The world trading community would benefit from such a common currency — a non-national,
neutral, monetary standard — that cannot be manipulated and created at will by the government of
any one country. Thus, dollar convertibility to gold must be restored.
Next up, Mr. James Grant, Editor, Grant’s Interest Rate Observer:
With a little help from our friends, we are about to make the case that there has been no net progress in doctrine and policy since 1914, when the lights went out on the true-blue gold standard. Some will smile. The pure paper dollar, these scoffers say, is but a lighter, sleeker, more intelligent variant on the old, gold-backed model. But you could only issue so many gold-backed dollars, the supply being constrained by the scarcity of the collateral. There now being no check on the volume of issuance, dollars pile up in the vaults of America’s creditors. It falls to them to say “uncle,” and say it they will one day, we are certain. They will then be queueing up to exchange intrinsically worthless paper for tangible value….

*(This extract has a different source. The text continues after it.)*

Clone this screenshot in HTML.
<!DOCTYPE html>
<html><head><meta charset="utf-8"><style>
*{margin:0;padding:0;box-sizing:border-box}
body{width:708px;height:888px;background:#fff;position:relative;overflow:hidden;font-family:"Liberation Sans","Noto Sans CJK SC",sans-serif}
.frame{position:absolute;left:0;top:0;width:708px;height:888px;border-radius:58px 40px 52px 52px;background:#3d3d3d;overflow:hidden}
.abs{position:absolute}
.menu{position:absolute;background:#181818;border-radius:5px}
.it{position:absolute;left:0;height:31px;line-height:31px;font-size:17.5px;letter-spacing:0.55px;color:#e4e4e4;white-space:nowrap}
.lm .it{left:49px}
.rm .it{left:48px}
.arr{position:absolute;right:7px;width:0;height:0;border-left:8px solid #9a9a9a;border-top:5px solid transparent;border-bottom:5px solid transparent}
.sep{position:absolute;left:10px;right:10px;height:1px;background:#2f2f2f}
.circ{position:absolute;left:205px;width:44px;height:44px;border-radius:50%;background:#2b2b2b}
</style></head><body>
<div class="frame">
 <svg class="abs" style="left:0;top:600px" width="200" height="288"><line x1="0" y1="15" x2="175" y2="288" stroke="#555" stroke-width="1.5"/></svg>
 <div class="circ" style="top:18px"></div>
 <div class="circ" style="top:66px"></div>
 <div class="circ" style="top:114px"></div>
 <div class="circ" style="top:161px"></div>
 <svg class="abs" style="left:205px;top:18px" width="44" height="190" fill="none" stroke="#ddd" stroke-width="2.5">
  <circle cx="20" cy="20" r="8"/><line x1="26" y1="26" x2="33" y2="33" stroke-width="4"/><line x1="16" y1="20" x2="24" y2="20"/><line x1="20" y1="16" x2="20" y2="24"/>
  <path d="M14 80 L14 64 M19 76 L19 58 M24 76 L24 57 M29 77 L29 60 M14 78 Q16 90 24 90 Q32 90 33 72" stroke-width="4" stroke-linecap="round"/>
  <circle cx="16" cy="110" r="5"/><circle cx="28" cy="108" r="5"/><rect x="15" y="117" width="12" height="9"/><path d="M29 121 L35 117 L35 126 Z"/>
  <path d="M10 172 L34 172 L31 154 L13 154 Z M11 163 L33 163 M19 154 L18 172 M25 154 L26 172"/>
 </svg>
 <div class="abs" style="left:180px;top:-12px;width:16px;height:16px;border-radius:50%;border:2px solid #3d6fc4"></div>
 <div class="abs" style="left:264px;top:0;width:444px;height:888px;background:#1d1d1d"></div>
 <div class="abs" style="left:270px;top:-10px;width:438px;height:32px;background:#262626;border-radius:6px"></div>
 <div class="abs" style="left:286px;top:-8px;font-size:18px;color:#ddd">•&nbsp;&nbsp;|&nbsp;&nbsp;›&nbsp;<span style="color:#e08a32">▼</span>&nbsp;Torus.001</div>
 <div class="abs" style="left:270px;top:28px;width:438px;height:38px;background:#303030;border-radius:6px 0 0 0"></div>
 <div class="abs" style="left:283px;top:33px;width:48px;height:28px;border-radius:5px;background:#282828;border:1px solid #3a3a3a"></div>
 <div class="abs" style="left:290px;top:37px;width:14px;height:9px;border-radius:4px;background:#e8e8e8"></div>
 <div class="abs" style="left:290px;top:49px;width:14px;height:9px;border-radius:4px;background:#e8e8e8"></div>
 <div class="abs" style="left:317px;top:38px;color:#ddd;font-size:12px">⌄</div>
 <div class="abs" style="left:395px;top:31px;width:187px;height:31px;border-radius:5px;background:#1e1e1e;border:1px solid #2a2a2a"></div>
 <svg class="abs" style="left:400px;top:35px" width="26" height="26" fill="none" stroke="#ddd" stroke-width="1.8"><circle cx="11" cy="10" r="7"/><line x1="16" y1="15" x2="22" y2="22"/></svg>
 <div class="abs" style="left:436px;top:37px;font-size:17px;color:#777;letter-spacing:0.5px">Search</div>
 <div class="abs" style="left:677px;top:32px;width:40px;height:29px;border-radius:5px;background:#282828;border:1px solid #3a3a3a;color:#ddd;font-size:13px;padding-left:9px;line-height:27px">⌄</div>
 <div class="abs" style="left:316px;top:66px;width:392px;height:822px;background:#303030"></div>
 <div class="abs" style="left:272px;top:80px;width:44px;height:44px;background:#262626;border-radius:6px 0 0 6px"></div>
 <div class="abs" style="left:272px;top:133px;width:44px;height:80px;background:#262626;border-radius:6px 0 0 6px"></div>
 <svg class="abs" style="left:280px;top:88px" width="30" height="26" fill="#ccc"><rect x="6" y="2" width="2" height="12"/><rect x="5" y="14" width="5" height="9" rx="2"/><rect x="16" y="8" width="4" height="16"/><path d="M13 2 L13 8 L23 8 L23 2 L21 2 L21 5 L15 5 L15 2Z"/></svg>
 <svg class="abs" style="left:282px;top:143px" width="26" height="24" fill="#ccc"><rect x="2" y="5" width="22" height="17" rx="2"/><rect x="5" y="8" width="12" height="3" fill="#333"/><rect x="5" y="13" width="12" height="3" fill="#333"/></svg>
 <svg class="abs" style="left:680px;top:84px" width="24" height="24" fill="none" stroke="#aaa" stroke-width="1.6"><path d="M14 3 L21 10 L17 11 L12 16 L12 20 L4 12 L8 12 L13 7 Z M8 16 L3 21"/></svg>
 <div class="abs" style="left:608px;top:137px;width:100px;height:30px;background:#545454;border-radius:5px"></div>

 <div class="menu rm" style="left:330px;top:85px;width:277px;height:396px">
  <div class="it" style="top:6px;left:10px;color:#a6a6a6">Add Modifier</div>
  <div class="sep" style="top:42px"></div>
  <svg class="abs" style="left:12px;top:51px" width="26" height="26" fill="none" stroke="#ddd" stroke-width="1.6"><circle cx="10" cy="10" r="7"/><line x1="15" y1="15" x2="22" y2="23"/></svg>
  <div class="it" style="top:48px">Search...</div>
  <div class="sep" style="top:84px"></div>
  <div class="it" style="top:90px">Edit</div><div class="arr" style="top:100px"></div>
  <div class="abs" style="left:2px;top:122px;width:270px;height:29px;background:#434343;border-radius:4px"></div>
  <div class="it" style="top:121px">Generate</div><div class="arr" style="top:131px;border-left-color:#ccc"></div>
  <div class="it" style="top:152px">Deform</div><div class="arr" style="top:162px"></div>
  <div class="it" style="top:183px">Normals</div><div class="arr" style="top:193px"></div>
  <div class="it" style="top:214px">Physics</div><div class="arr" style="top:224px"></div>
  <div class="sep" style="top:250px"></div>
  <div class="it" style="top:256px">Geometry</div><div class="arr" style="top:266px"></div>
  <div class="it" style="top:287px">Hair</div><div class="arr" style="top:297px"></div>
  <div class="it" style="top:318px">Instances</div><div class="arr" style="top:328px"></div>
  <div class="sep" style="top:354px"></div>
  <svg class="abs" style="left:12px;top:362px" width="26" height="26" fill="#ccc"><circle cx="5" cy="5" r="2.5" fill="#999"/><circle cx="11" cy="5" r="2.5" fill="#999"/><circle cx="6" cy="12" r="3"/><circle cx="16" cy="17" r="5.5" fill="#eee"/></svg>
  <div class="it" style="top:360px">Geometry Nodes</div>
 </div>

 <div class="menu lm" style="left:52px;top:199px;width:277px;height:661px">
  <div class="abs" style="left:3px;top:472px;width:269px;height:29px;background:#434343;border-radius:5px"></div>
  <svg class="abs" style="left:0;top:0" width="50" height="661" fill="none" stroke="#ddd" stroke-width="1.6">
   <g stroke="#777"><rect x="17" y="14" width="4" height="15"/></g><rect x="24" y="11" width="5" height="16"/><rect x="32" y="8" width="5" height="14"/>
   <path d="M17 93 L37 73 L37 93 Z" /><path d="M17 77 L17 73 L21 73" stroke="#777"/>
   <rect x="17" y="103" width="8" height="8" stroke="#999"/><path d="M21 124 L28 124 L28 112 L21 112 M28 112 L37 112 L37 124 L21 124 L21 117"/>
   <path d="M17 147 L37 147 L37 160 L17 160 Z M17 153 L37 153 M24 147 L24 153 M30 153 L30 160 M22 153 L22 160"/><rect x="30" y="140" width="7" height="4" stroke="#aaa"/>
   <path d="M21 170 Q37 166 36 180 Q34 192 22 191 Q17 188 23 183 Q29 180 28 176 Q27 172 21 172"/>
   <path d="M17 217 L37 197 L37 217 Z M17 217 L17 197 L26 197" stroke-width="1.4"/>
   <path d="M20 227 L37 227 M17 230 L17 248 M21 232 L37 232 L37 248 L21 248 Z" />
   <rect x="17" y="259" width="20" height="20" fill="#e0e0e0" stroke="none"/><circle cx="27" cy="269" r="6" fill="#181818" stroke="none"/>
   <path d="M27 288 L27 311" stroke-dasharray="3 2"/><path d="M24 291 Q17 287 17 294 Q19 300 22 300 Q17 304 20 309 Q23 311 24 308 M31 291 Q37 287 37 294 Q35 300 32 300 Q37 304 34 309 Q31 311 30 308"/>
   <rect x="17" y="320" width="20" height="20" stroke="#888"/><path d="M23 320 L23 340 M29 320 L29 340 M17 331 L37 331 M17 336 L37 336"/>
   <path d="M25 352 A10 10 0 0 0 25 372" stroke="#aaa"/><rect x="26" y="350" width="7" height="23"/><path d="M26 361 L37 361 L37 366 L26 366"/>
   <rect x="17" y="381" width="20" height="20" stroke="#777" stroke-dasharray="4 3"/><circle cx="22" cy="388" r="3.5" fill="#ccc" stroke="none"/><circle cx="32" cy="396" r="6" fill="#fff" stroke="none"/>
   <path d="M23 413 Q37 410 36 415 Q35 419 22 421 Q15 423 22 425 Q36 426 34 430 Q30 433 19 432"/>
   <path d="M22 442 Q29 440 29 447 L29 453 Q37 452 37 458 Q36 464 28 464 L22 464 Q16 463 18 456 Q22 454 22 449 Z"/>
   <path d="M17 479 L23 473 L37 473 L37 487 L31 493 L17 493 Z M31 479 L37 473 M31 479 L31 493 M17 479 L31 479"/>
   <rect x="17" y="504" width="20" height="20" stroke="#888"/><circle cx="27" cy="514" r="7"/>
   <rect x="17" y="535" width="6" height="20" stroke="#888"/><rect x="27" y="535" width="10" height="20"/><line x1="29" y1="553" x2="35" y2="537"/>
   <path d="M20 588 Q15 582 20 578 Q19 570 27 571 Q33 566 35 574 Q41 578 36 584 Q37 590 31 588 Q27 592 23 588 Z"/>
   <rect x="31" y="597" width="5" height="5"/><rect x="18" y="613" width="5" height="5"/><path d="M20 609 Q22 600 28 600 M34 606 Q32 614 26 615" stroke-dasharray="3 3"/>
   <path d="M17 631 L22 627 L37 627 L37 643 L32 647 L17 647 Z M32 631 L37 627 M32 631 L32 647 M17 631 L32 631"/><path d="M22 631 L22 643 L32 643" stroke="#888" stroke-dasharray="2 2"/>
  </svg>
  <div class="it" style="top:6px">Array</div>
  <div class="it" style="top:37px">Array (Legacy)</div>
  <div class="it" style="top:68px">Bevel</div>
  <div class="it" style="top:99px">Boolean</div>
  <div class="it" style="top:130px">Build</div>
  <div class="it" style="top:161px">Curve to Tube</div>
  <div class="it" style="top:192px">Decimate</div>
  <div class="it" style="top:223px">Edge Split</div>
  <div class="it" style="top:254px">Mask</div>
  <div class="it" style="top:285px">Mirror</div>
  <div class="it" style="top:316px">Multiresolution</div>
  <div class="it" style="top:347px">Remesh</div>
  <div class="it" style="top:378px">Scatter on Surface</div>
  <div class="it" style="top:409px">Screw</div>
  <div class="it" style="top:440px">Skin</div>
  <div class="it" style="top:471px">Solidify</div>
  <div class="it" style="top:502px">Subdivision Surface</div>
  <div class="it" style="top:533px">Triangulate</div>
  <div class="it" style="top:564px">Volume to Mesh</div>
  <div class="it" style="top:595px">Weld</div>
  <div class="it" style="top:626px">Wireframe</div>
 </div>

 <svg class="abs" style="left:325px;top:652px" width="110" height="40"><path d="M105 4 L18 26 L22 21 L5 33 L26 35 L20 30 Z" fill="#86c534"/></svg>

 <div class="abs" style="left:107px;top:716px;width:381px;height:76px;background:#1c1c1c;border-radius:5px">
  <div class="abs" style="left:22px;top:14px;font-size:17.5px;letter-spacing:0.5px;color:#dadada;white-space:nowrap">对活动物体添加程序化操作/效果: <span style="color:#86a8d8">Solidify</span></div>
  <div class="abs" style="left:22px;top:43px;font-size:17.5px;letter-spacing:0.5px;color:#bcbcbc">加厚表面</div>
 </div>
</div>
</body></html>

Thus, commanded the ancients: Anchor the dollar to the precious metals, raise liquidity to the top of the list of banking virtues and understand the process by which commercial credit comes into the world (hint: not bybankers’ pens). The first of these rules to live by was, to Willis and his contemporaries, as clear as the law itself. Under the Constitution, the 1792 Coinage Act and the 1900 Gold Standard Act, the dollar was defined as a weight of silver and gold. The verdict of monetary history resoundingly seconded the wisdom of the lawmakers: Paper currencies unbacked by anything except the issuing politicians’ good intentions invariably lost their value.
Last, but not least, Professor Joseph T. Salerno, Pace University, New York:
Since it began operations in 1914 the Federal Reserve System (“the Fed”) has presided over a relentless decline in the value of the U.S. dollar….The answer given by theory and history is that a falling price level is the natural outcome of a dynamic market economy operating with a sound money like gold.
Under a gold standard, prices naturally tend to decline as ongoing technological advances and investment in additional capital rapidly improve labor productivity and increase the supplies of consumer goods while the money supply grows very gradually. For instance, throughout the nineteenth century and up until World War I, the heyday of the classical gold standard, a mild deflationary trend prevailed in the U.S. As a result, an American consumer in the year 1913 needed only $0.79 to purchase the same basket of goods that required $1.00 to purchase in 1800. In other words, due to the gentle fall in prices during the nineteenth century, a dollar could purchase 27 percent more in terms of goods in 1913 than it could in 1800.
Contrary to our contemporary deflation-phobes, the secular fall in prices under the classical gold standard did not inhibit economic growth in the U.S. In fact deflation coincided with spectacular transformation of the United States from an agrarian economy in 1800 to the greatest industrial power on earth by the eve of World War One.
Last time they brought in EPI’s Josh Bivens as a counterpoint to the Lincoln Unmasked guy. Not so this time. This time it is 100% gold bug. (Should they bring in a Marxist for proper balance?)
And there isn’t any actual discussion of whether or not supply and demand dynamics, particularly from China, are impacting prices. Runaway inflation is just assumed, even though if you bet on that two years ago you would have lost your shirt.
Now whatever, it’s just a panel. But notice how this makes the “normal” extreme right-wing look downright sensible? Statements a step to the mainstream from Paul’s group, statements like QEII is a dangerous scheme, that our level of unemployment is natural, that we need to appease imaginary confidence fairies, that the bond market is more confident of our long-term deficits because we have finally brought the hammer down on spending for the Special Olympics and put them in check, and that the Federal Reserve should have no mandate towards employment, now look that much more sensible.